An Israeli defence industry source said for Rafael the idea is that if it wins tenders, Reliance will produce some components for missiles and other systems.
Ambani has said that lack of experience is being held against his company.
“Despite a committed reformist mindset at the top, we are still seeing opportunities being denied to new players on grounds of lack of experience,” Ambani told a ‘Make in India’ summit on defence in March.
Reliance Defence has been building an experienced team. Dhingra earlier headed Lockheed Martin’s India operations, and the company has hired a slew of senior army and navy officers who have executed large defence projects from conception to delivery, the Reliance executive said.

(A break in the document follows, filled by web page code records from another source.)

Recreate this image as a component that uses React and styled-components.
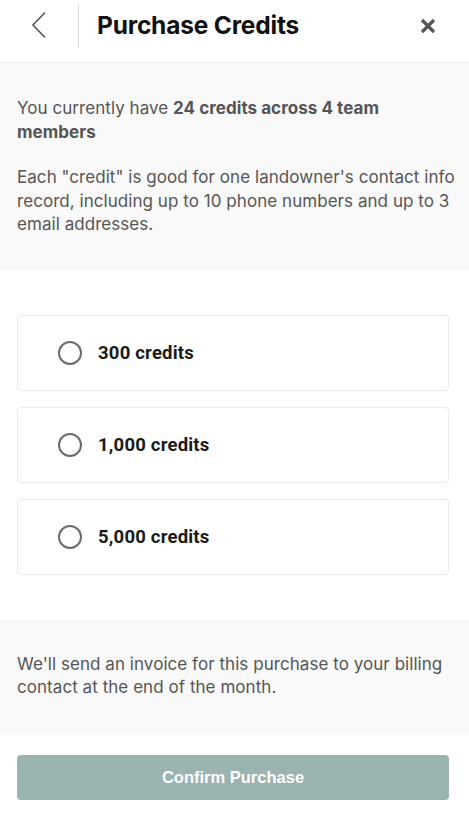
import React, { useState } from "react";
import styled, { createGlobalStyle } from "styled-components";

const GlobalStyle = createGlobalStyle`
  html, body {
    margin: 0;
    padding: 0;
    background: #ffffff;
  }
  body {
    font-family: Inter, "Liberation Sans", Arial, sans-serif;
    -webkit-font-smoothing: antialiased;
  }
`;

const Page = styled.div`
  width: 469px;
  min-height: 815px;
  display: flex;
  flex-direction: column;
  background: #ffffff;
`;

const Header = styled.header`
  height: 63px;
  display: flex;
  align-items: center;
  border-bottom: 1px solid #ececec;
  box-sizing: border-box;
`;

const BackButton = styled.button`
  width: 78px;
  height: 62px;
  display: flex;
  align-items: center;
  justify-content: center;
  background: none;
  border: none;
  padding: 0 0 12px 0;
  cursor: pointer;
`;

const Divider = styled.div`
  width: 1px;
  align-self: flex-start;
  margin-top: 4px;
  height: 44px;
  background: #dcdcdc;
`;

const Title = styled.h1`
  flex: 1;
  margin: 0 0 12px 18px;
  font-size: 24.5px;
  font-weight: 700;
  color: #111;
  letter-spacing: -0.2px;
`;

const CloseButton = styled.button`
  width: 50px;
  height: 62px;
  margin-right: 16px;
  display: flex;
  align-items: center;
  justify-content: center;
  background: none;
  border: none;
  padding: 0 0 10px 0;
  cursor: pointer;
`;

const GreySection = styled.section`
  background: #f9f9f9;
  padding: ${(p) => p.$pad};
  display: flex;
  flex-direction: column;
  gap: 22px;
`;

const Text = styled.p`
  margin: 0;
  max-width: ${(p) => p.$max || 432}px;
  font-size: 17px;
  line-height: 23.5px;
  color: #555;
  letter-spacing: 0.05px;

  strong {
    font-weight: 700;
  }
`;

const Options = styled.div`
  display: flex;
  flex-direction: column;
  gap: 16px;
  padding: 45px 20px 45px 17px;
`;

const OptionCard = styled.label`
  height: 76px;
  box-sizing: border-box;
  display: flex;
  align-items: center;
  gap: 16px;
  padding-left: 40px;
  border: 1px solid #ebebeb;
  border-radius: 4px;
  background: #fff;
  cursor: pointer;
`;

const Radio = styled.span`
  width: 20px;
  height: 20px;
  border-radius: 50%;
  border: 2px solid ${(p) => (p.$checked ? "#5b8a86" : "#6b6b6b")};
  display: flex;
  align-items: center;
  justify-content: center;

  &::after {
    content: "";
    width: 10px;
    height: 10px;
    border-radius: 50%;
    background: ${(p) => (p.$checked ? "#5b8a86" : "transparent")};
  }
`;

const OptionLabel = styled.span`
  font-family: Roboto, "Liberation Sans", sans-serif;
  font-size: 18.5px;
  font-weight: 700;
  color: #1a1a1a;
  letter-spacing: 0.2px;
`;

const Footer = styled.div`
  padding: 20px 20px 15px 17px;
`;

const ConfirmButton = styled.button`
  width: 100%;
  height: 45px;
  border: none;
  border-radius: 4px;
  background: #9bb3b1;
  color: #fff;
  font-family: "Liberation Sans", Arial, sans-serif;
  font-size: 16.5px;
  font-weight: 700;
  cursor: pointer;
`;

const options = ["300 credits", "1,000 credits", "5,000 credits"];

export default function App() {
  const [selected, setSelected] = useState(null);

  return (
    <>
      <GlobalStyle />
      <Page>
        <Header>
          <BackButton aria-label="Back">
            <svg width="18" height="28" viewBox="0 0 18 28" fill="none">
              <path d="M15 1.5 L3 14 L15 26.5" stroke="#555" strokeWidth="1.6" />
            </svg>
          </BackButton>
          <Divider />
          <Title>Purchase Credits</Title>
          <CloseButton aria-label="Close">
            <svg width="16" height="16" viewBox="0 0 16 16" fill="none">
              <path d="M2 2 L14 14 M14 2 L2 14" stroke="#555" strokeWidth="3.2" />
            </svg>
          </CloseButton>
        </Header>

        <GreySection $pad="34px 0 33px 17px">
          <Text $max={420}>
            You currently have <strong>24 credits across 4 team members</strong>
          </Text>
          <Text $max={446}>
            Each "credit" is good for one landowner's contact info record,
            including up to 10 phone numbers and up to 3 email addresses.
          </Text>
        </GreySection>

        <Options>
          {options.map((o, i) => (
            <OptionCard key={o} onClick={() => setSelected(i)}>
              <Radio $checked={selected === i} />
              <OptionLabel>{o}</OptionLabel>
            </OptionCard>
          ))}
        </Options>

        <GreySection $pad="33px 0 35px 17px">
          <Text>
            We'll send an invoice for this purchase to your billing contact at
            the end of the month.
          </Text>
        </GreySection>

        <Footer>
          <ConfirmButton>Confirm Purchase</ConfirmButton>
        </Footer>
      </Page>
    </>
  );
}
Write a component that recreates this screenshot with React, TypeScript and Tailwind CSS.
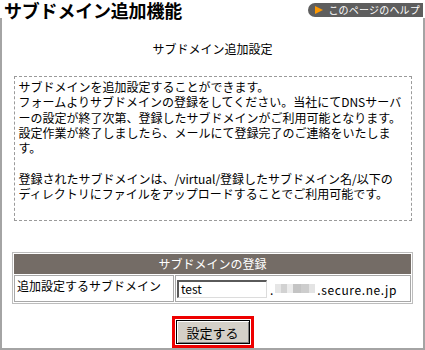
import React from "react";

const jp = { fontFamily: '"Noto Sans CJK JP", "Noto Sans", sans-serif' };

const introLines = [
  "サブドメインを追加設定することができます。",
  "フォームよりサブドメインの登録をしてください。当社にてDNSサーバ",
  "ーの設定が終了次第、登録したサブドメインがご利用可能となります。",
  "設定作業が終了しましたら、メールにて登録完了のご連絡をいたしま",
  "す。",
  "",
  "登録されたサブドメインは、/virtual/登録したサブドメイン名/以下の",
  "ディレクトリにファイルをアップロードすることでご利用可能です。",
];

function HelpButton() {
  return (
    <div className="flex h-[14px] items-center rounded-l-[7px] bg-[#5e5e5e] pl-[7px] pr-[3px] text-[10px] leading-none text-white">
      <span className="mr-[5px] h-0 w-0 border-y-[4px] border-l-[8px] border-y-transparent border-l-[#ff9900]" />
      <span className="tracking-[0.2px]">このページのヘルプ</span>
    </div>
  );
}

function BlurredName() {
  // ぼかし処理された部分
  return (
    <span className="mx-[2px] inline-flex h-[9px] items-stretch">
      <span className="w-[6px] bg-[#e6e6e6]" />
      <span className="w-[6px] bg-[#d2d2d2]" />
      <span className="w-[6px] bg-[#ececec]" />
      <span className="w-[8px] bg-[#c4c4c4]" />
      <span className="w-[8px] bg-[#cdcdcd]" />
      <span className="w-[6px] bg-[#e4e4e4]" />
    </span>
  );
}

export default function App() {
  return (
    <div className="h-[350px] w-[425px] bg-white text-black" style={jp}>
      <div className="flex h-[18px] items-start justify-between">
        <h1 className="ml-[4px] text-[18px] font-bold leading-[20px] tracking-[-0.2px]">
          サブドメイン追加機能
        </h1>
        <div className="mt-[3px] mr-[2px]">
          <HelpButton />
        </div>
      </div>

      <div className="flex h-[332px] flex-col items-center border-x-2 border-b-2 border-[#a4a4a4]">
        <p className="mt-[23px] text-[12px] leading-[16px]">サブドメイン追加設定</p>

        <div className="mt-[19px] w-[398px] border border-dashed border-[#9a9a9a] pl-[4px] pt-[2px] pb-[19px] text-[12px] leading-[15.3px]">
          {introLines.map((line, i) => (
            <div key={i} className="h-[15.3px] whitespace-nowrap">
              {line}
            </div>
          ))}
        </div>

        <div className="mt-[31px] w-[401px] border border-[#bdbdbd] bg-white p-[1px] text-[12px]">
          <div className="flex h-[20px] items-center justify-center bg-[#746c66] text-white">
            サブドメインの登録
          </div>
          <div className="mt-[1px] grid grid-cols-[160px_1fr] gap-[1px]">
            <div className="h-[27px] border border-[#a8a8a8] pl-[2px] pt-[1px] leading-[18px]">
              追加設定するサブドメイン
            </div>
            <div className="flex h-[27px] items-center border border-[#a8a8a8] pl-[1px]">
              <div className="flex h-[18px] w-[90px] items-center border-l-2 border-t-2 border-b border-r border-l-[#5a5a5a] border-t-[#5a5a5a] border-b-[#dcdcdc] border-r-[#dcdcdc] bg-white pl-[2px] text-[12px]">
                test
              </div>
              <span className="ml-[3px] mt-[3px]">.</span>
              <BlurredName />
              <span className="mt-[3px] tracking-[0.6px]">.secure.ne.jp</span>
            </div>
          </div>
        </div>

        <div className="mt-[12px] border-[3px] border-[#ee0000] p-[1px]">
          <button className="flex h-[24px] w-[74px] items-center justify-center border border-black bg-[#d4d0c8] text-[13px] shadow-[inset_1px_1px_0_#ffffff,inset_-1px_-1px_0_#808080]">
            設定する
          </button>
        </div>
      </div>
    </div>
  );
}
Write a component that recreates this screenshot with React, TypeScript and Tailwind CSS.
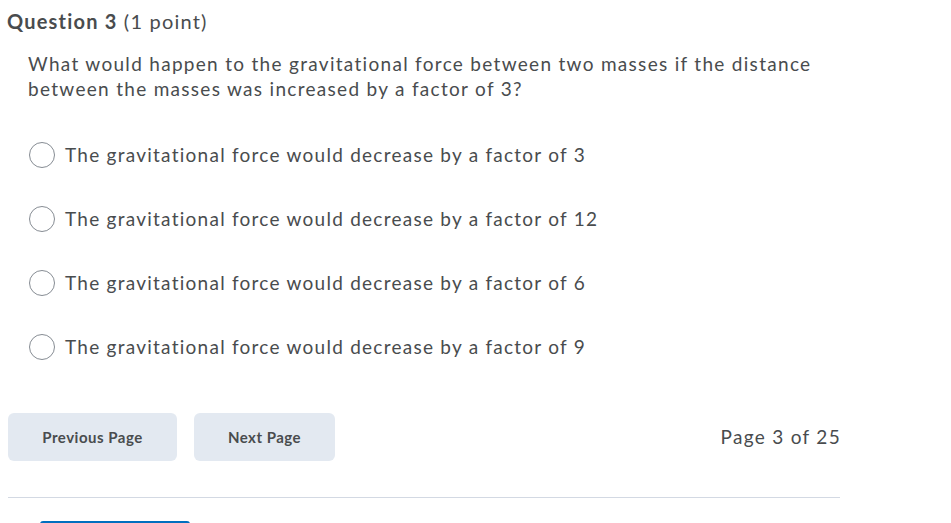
import React from 'react';

const options = [
  'The gravitational force would decrease by a factor of 3',
  'The gravitational force would decrease by a factor of 12',
  'The gravitational force would decrease by a factor of 6',
  'The gravitational force would decrease by a factor of 9',
];

export default function App() {
  return (
    <div className="h-[523px] bg-white text-[#494c4e] font-['Lato','Noto_Sans',sans-serif] overflow-hidden">
      <div className="w-[832px] ml-2">
        <h2 className="text-[20px] leading-[24px] pt-[9px] -ml-[1px] tracking-[1.2px]">
          <span className="font-bold">Question 3</span> <span>(1 point)</span>
        </h2>

        <div className="pl-5 pt-[18px]">
          <p className="text-[19px] leading-[25px] w-[800px] tracking-[1.3px]">
            What would happen to the gravitational force between two masses if the distance between the masses was increased by a factor of 3?
          </p>

          <div className="flex flex-col gap-[38px] pt-[41px]">
            {options.map((opt) => (
              <label key={opt} className="flex items-center h-[26px] cursor-pointer">
                <span className="w-[26px] h-[26px] rounded-full border border-[#868c93] bg-white ml-[1px] mr-[10px] shrink-0" />
                <span className="text-[19px] leading-[26px] tracking-[1.25px]">{opt}</span>
              </label>
            ))}
          </div>
        </div>

        <div className="flex items-center mt-[53px]">
          <button className="w-[169px] h-[48px] rounded-[6px] bg-[#e3e9f1] text-[15px] font-bold text-[#494c4e] tracking-[0.5px]">
            Previous Page
          </button>
          <button className="w-[141px] h-[48px] rounded-[6px] bg-[#e3e9f1] text-[15px] font-bold text-[#494c4e] tracking-[0.5px] ml-[17px]">
            Next Page
          </button>
          <span className="ml-auto text-[19px] tracking-[1.3px] -mr-[1px]">Page 3 of 25</span>
        </div>

        <div className="mt-[36px] border-t border-[#d3d9e3]" />
        <div className="ml-[32px] mt-[23px] w-[150px] h-[3px] rounded-t bg-[#006fbf]" />
      </div>
    </div>
  );
}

The group’s experience in managing complex projects in India, including building roads and power plants should help it, the executive said. For design, technology and complicated weaponry, Reliance would have a foreign partner, he noted.
Reliance expects to spend up to 20 billion rupees over the next three years in upgrading facilities as it gets business, keeping its outlay low as it waits for contracts, the executive said.
Thanks to its Pipavav shipyard, Reliance expects the naval part of its business to be the first to take off, he said. It plans to bid for a $7.5 billion submarine contract that the government is expected to give out to replace the navy’s ageing and accident-prone fleet and narrow the gap with rival China’s rapidly modernizing fleet.
Ambani also has plans to bid for contracts in the future to make nuclear-powered submarines.